# Wifi Club-Internet comment le configurer sur mon imac ?



## FloX (21 Octobre 2004)

Bonjour,

Je viens de recevoir mon imac mais je ne parviens pas à le connecter à mon réseau wifi club-internet, mon routeur speedtouch wifi est bien allumé mais impossible de detecter le réseau sur l'imac.

J'ai inséré la carte airport avant de démarrer la machine, elle est bien detecté mais elle ne semble pas voir le réseau.

Je ne sais comment faire pour rejoindre mon réseau  

Apparemment il faut que j'indique ma clef WEP, ce que je fais mais après il me demande un mot de passe que je ne parviens pas à trouver ... Que faut il indiquer ?


----------



## pilou (21 Octobre 2004)

Je ne comprends pas très bien ton problème : 
-Si tu entres ta cle wep , c'est que ton imac voit le modem et que  tu le selectionne sur ton reseau airport .Sinon je ne vois pas bien quand tu entrerais ta cle.
Si ta cle est pas reconnue je pense qu'il faut , avant de commencer , mettre ton modem en association .Quel que soit le fournisseur , pour un reseau wifi il faut mettre le modem wifi en association pour faire reconnaitre un ordinateur , et seulement après entrer la cle wep en oubliant pas de selectionner hexadecimal sur le menu déroulant .

-Si ton mac ne voit pas le modem c'est qu'il y a un pb wifi au niveau de ta carte ou de ton modem.
Peut être reessayer de mettre les cartes .

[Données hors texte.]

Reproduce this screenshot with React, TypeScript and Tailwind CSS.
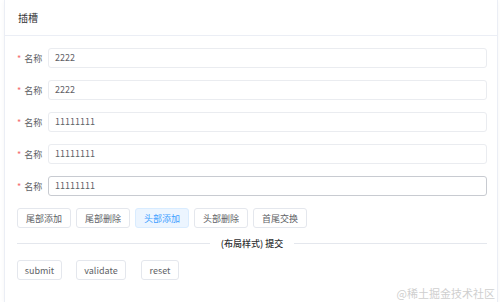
import React from "react";

const font = { fontFamily: '"Noto Sans CJK SC", "Liberation Sans", sans-serif' };

function Row({ value, hover }: { value: string; hover?: boolean }) {
  return (
    <div className="flex items-center h-[20px]">
      <div className="w-[31px] flex items-center text-[9px] text-[#606266] leading-none">
        <span className="text-[#f56c6c] mr-[3px]">*</span>
        <span>名称</span>
      </div>
      <div
        className={`flex-1 h-[20px] rounded-[3px] border flex items-center pl-[6px] text-[9px] text-[#606266] bg-white ${
          hover ? "border-[#c8cbd1]" : "border-[#eaecf0]"
        }`}
      >
        {value}
      </div>
    </div>
  );
}

function Btn({ children, active, w }: { children: React.ReactNode; active?: boolean; w: string }) {
  return (
    <div
      className={`${w} h-[20px] rounded-[3px] border flex items-center justify-center text-[9px] leading-none ${
        active
          ? "bg-[#ecf5ff] border-[#d9ecff] text-[#409eff]"
          : "bg-white border-[#e4e7ed] text-[#606266]"
      }`}
    >
      {children}
    </div>
  );
}

export default function App() {
  return (
    <div className="relative w-[500px] h-[302px] bg-white overflow-hidden" style={font}>
      <div className="ml-[4px] w-[494px] h-[302px] border-x border-[#ebeef5] bg-white shadow-[0_1px_4px_rgba(0,0,0,0.04)]">
        <div className="h-[36px] border-b border-[#ebeef5] flex items-center pl-[13px] text-[10px] text-[#303133]">
          插槽
        </div>
        <div className="pl-[12px] pr-[10px] pt-[12px] flex flex-col">
          <div className="flex flex-col gap-[12px]">
            <Row value="2222" />
            <Row value="2222" />
            <Row value="11111111" />
            <Row value="11111111" />
            <Row value="11111111" hover />
          </div>
          <div className="flex gap-[5px] mt-[12px]">
            <Btn w="w-[54px]">尾部添加</Btn>
            <Btn w="w-[54px]">尾部删除</Btn>
            <Btn w="w-[54px]" active>头部添加</Btn>
            <Btn w="w-[54px]">头部删除</Btn>
            <Btn w="w-[54px]">首尾交换</Btn>
          </div>
          <div className="flex items-center mt-[7px] h-[16px]">
            <div className="flex-1 h-px bg-[#e4e7ed]" />
            <div className="px-[11px] text-[9px] font-medium text-[#303133] leading-none">(布局样式) 提交</div>
            <div className="flex-1 h-px bg-[#e4e7ed]" />
          </div>
          <div className="flex mt-[9px]">
            <Btn w="w-[45px]">submit</Btn>
            <div className="ml-[14px]">
              <Btn w="w-[50px]">validate</Btn>
            </div>
            <div className="ml-[15px]">
              <Btn w="w-[38px]">reset</Btn>
            </div>
          </div>
        </div>
      </div>
      <div className="absolute right-[5px] bottom-[3px] text-[11px] text-[#cfcfcf] leading-none">
        @稀土掘金技术社区
      </div>
    </div>
  );
}
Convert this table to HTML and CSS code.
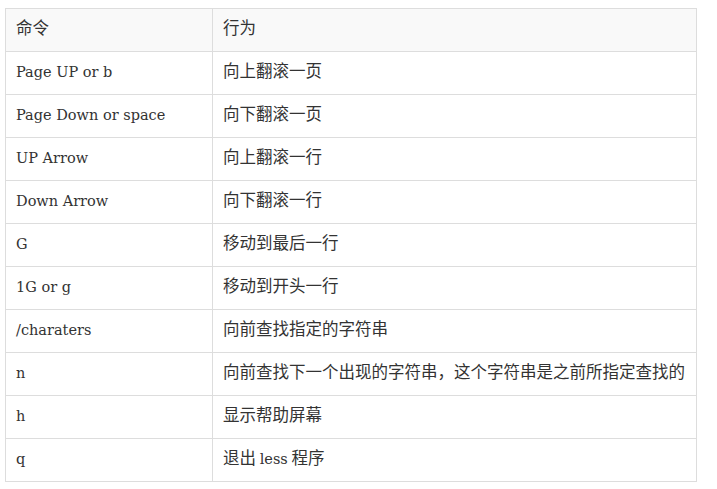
FILE: index.html
```html
<!DOCTYPE html>
<html lang="zh-CN">
<head>
<meta charset="utf-8">
<title>less 命令</title>
<link rel="stylesheet" href="styles.css">
</head>
<body>
<table class="cmd-table">
  <colgroup>
    <col class="col-cmd">
    <col class="col-act">
  </colgroup>
  <thead>
    <tr><th class="zh">命令</th><th class="zh">行为</th></tr>
  </thead>
  <tbody>
    <tr><td>Page UP or b</td><td class="zh">向上翻滚一页</td></tr>
    <tr><td>Page Down or space</td><td class="zh">向下翻滚一页</td></tr>
    <tr><td>UP Arrow</td><td class="zh">向上翻滚一行</td></tr>
    <tr><td>Down Arrow</td><td class="zh">向下翻滚一行</td></tr>
    <tr><td>G</td><td class="zh">移动到最后一行</td></tr>
    <tr><td>1G or g</td><td class="zh">移动到开头一行</td></tr>
    <tr><td>/charaters</td><td class="zh">向前查找指定的字符串</td></tr>
    <tr><td>n</td><td class="zh">向前查找下一个出现的字符串，这个字符串是之前所指定查找的</td></tr>
    <tr><td>h</td><td class="zh">显示帮助屏幕</td></tr>
    <tr><td>q</td><td class="zh">退出 <span class="en">less</span> 程序</td></tr>
  </tbody>
</table>
</body>
</html>
```
FILE: styles.css
```css
html, body {
  background: #ffffff;
}
body {
  margin: 8px 20px 8px 5px;
  font-family: "DejaVu Serif", "Noto Sans CJK SC", serif;
  font-size: 14.5px;
  color: #333333;
}
.cmd-table {
  width: 692px;
  border-collapse: collapse;
  table-layout: fixed;
  border: 1px solid #dddddd;
}
.col-cmd {
  width: 207px;
}
.cmd-table tr {
  height: 43px;
}
.cmd-table th,
.cmd-table td {
  padding: 6px 10px 0;
  border: 1px solid #dddddd;
  text-align: left;
  vertical-align: baseline;
  font-weight: normal;
  white-space: nowrap;
}
.cmd-table thead th {
  background: #f9f9f9;
}
.zh {
  font-family: "Noto Sans CJK SC", sans-serif;
  font-size: 16.5px;
}
.en {
  font-family: "DejaVu Serif", serif;
  font-size: 14.5px;
}
```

En cas d'echec , essaye de  brancher ton mac au modem via ethernet pour verifier son bon fonctionnement
Bon courage 
@++


----------



## FloX (22 Octobre 2004)

Ayé c'est résolu, en gros j'avais mal branché l'antenne wifi, puis je n'avais pas autorisé la machine dans le routeur avec son adresse mac et je n'avais pas rentré correctement la clef WEP.
Voilà donc maintenant ca fonctionne, merci pour ton aide


----------